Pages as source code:
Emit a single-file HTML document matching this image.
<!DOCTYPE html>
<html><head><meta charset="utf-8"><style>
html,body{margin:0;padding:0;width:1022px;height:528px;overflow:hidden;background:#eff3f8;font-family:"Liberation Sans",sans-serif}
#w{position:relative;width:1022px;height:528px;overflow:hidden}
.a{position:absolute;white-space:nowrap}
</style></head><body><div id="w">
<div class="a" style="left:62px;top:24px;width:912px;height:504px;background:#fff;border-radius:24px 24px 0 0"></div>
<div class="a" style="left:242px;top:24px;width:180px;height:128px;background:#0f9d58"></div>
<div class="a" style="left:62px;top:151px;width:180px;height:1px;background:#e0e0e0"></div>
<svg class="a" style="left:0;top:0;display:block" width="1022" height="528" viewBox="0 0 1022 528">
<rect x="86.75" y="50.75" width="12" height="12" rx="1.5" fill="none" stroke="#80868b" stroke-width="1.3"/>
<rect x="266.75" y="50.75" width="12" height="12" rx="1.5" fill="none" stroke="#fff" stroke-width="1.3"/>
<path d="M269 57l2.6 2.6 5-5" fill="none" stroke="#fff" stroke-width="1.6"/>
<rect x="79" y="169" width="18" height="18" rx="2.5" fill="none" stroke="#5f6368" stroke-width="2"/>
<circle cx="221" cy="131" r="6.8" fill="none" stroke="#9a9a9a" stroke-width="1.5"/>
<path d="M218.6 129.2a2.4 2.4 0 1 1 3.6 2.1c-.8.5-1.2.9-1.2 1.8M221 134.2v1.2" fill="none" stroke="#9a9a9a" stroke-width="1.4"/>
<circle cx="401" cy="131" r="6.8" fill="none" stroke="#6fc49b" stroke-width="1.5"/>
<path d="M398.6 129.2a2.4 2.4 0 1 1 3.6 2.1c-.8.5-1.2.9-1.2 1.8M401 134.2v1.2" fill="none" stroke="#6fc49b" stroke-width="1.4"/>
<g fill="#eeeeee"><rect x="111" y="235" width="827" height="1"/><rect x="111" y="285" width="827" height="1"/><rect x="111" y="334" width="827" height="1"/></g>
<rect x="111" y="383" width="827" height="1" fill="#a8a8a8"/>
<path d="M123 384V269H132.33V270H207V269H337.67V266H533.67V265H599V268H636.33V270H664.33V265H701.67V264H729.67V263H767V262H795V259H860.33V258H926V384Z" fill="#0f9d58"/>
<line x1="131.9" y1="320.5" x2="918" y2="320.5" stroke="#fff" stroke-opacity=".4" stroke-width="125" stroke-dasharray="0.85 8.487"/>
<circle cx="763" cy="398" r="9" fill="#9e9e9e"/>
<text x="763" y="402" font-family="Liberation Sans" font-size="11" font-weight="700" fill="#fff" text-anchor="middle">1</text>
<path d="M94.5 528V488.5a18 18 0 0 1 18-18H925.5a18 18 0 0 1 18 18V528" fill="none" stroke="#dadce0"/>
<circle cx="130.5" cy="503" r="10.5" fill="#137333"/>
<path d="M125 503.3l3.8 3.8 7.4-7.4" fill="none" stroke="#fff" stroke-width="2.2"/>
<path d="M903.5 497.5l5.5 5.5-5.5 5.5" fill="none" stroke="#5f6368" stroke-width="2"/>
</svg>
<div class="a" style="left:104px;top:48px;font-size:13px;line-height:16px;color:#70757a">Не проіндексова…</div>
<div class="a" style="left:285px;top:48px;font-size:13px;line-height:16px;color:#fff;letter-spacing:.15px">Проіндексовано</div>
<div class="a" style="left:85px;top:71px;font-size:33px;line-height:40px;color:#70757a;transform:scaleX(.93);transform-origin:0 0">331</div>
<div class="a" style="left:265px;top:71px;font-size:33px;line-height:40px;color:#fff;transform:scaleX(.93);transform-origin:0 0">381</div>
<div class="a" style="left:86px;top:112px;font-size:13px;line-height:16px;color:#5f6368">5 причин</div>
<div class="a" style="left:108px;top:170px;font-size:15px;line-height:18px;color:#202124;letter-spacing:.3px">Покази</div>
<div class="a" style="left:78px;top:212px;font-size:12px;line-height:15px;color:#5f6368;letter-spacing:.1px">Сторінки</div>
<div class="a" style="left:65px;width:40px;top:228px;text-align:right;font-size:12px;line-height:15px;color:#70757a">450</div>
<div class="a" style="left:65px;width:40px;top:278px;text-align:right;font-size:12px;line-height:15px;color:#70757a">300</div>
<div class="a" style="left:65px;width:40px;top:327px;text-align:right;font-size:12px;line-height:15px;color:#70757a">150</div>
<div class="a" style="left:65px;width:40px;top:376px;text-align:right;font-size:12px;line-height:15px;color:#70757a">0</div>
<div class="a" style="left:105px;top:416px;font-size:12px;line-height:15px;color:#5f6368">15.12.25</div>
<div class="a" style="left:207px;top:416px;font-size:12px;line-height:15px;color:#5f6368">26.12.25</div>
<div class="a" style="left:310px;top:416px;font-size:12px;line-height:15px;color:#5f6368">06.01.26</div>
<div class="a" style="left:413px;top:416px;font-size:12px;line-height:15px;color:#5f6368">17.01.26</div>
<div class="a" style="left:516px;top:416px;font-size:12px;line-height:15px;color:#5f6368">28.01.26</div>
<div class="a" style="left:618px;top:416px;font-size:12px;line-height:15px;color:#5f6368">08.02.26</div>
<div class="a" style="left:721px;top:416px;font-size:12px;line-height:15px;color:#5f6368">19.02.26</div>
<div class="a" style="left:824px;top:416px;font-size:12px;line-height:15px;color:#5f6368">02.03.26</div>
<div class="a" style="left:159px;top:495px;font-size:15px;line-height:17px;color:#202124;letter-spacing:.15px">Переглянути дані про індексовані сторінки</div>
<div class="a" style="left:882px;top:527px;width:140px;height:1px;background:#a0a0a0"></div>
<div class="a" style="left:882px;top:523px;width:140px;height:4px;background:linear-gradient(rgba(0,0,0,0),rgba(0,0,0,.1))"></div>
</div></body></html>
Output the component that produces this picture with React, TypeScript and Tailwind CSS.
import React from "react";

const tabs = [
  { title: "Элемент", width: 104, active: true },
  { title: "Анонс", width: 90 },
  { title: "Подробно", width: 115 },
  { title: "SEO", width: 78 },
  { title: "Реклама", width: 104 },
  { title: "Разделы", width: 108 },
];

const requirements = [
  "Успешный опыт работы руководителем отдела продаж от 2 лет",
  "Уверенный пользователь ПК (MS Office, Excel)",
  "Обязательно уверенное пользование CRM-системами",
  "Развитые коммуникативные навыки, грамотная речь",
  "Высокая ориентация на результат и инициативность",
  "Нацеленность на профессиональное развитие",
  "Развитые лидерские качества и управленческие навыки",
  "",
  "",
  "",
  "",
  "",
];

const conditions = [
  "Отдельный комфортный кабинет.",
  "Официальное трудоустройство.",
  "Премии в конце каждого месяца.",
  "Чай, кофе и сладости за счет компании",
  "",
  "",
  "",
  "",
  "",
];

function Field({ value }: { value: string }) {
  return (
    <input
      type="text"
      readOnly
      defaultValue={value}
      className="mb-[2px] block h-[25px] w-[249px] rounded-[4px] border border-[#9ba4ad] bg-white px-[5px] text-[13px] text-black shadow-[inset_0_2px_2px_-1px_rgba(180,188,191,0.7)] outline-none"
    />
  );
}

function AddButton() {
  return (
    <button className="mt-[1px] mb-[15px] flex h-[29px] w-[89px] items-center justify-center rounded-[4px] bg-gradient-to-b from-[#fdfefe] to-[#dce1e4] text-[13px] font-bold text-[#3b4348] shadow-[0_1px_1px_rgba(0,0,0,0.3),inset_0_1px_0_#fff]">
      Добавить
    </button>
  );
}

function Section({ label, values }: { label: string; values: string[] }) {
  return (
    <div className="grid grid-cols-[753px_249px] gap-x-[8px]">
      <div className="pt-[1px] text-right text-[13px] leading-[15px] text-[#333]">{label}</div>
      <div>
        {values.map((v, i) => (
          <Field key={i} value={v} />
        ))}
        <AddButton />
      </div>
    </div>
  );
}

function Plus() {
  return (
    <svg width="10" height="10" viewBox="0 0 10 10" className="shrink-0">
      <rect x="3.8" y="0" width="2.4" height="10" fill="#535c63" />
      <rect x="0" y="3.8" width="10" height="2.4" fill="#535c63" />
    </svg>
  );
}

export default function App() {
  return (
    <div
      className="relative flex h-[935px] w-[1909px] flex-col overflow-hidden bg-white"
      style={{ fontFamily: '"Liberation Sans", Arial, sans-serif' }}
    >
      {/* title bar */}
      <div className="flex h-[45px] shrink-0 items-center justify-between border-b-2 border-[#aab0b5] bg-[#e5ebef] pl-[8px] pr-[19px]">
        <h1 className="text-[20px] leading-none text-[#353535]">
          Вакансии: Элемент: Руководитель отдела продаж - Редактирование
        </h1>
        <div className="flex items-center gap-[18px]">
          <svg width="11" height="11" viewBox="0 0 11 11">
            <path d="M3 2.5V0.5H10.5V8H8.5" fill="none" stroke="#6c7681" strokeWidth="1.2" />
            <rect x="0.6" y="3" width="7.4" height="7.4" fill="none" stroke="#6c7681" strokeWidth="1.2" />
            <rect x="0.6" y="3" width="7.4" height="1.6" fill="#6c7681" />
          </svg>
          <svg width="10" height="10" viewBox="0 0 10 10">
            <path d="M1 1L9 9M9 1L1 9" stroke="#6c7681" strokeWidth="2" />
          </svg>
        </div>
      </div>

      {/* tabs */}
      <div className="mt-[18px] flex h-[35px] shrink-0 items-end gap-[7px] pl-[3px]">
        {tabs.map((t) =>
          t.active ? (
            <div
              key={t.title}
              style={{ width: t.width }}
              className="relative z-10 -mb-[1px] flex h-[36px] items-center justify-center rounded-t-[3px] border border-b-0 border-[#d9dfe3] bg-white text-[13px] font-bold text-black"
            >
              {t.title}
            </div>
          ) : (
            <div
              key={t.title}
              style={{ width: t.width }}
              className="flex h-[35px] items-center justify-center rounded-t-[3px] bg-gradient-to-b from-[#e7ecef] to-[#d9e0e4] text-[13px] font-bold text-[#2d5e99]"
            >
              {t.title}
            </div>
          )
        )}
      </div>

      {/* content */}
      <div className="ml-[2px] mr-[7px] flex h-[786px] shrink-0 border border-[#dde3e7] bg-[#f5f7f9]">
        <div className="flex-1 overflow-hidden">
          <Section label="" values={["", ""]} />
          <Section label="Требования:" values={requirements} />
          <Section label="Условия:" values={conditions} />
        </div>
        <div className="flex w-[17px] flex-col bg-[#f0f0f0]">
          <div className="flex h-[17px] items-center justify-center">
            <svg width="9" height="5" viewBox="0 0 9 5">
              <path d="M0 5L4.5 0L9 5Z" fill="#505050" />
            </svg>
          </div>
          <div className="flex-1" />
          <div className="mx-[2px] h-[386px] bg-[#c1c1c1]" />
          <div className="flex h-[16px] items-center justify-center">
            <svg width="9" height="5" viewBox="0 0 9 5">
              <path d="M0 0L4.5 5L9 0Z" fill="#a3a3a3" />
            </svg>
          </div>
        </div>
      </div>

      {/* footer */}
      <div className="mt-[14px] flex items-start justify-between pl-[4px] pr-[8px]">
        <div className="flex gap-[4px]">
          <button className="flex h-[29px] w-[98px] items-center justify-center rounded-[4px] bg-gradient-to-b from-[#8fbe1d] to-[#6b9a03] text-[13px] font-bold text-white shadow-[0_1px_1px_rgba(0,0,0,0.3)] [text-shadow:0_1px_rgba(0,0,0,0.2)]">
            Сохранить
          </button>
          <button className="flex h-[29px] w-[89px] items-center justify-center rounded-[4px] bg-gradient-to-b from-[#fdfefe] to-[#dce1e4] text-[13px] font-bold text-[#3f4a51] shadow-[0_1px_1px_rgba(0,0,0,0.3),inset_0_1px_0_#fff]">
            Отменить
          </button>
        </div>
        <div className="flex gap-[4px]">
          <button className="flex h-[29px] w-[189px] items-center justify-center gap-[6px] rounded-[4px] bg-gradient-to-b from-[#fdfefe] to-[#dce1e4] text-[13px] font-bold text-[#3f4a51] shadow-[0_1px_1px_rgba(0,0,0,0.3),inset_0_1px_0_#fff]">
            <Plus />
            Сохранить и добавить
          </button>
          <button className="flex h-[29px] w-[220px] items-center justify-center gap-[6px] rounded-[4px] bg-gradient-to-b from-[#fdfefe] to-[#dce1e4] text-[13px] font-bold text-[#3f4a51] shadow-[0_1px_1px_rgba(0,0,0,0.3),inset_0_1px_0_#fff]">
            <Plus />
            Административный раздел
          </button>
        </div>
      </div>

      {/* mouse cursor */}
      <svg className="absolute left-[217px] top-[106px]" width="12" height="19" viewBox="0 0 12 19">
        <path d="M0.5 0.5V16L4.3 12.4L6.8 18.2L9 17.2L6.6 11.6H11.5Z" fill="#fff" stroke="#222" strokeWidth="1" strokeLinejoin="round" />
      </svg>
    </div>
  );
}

**Your task**
Give a single number: the count of lines above that include the word "this".

**The response**
2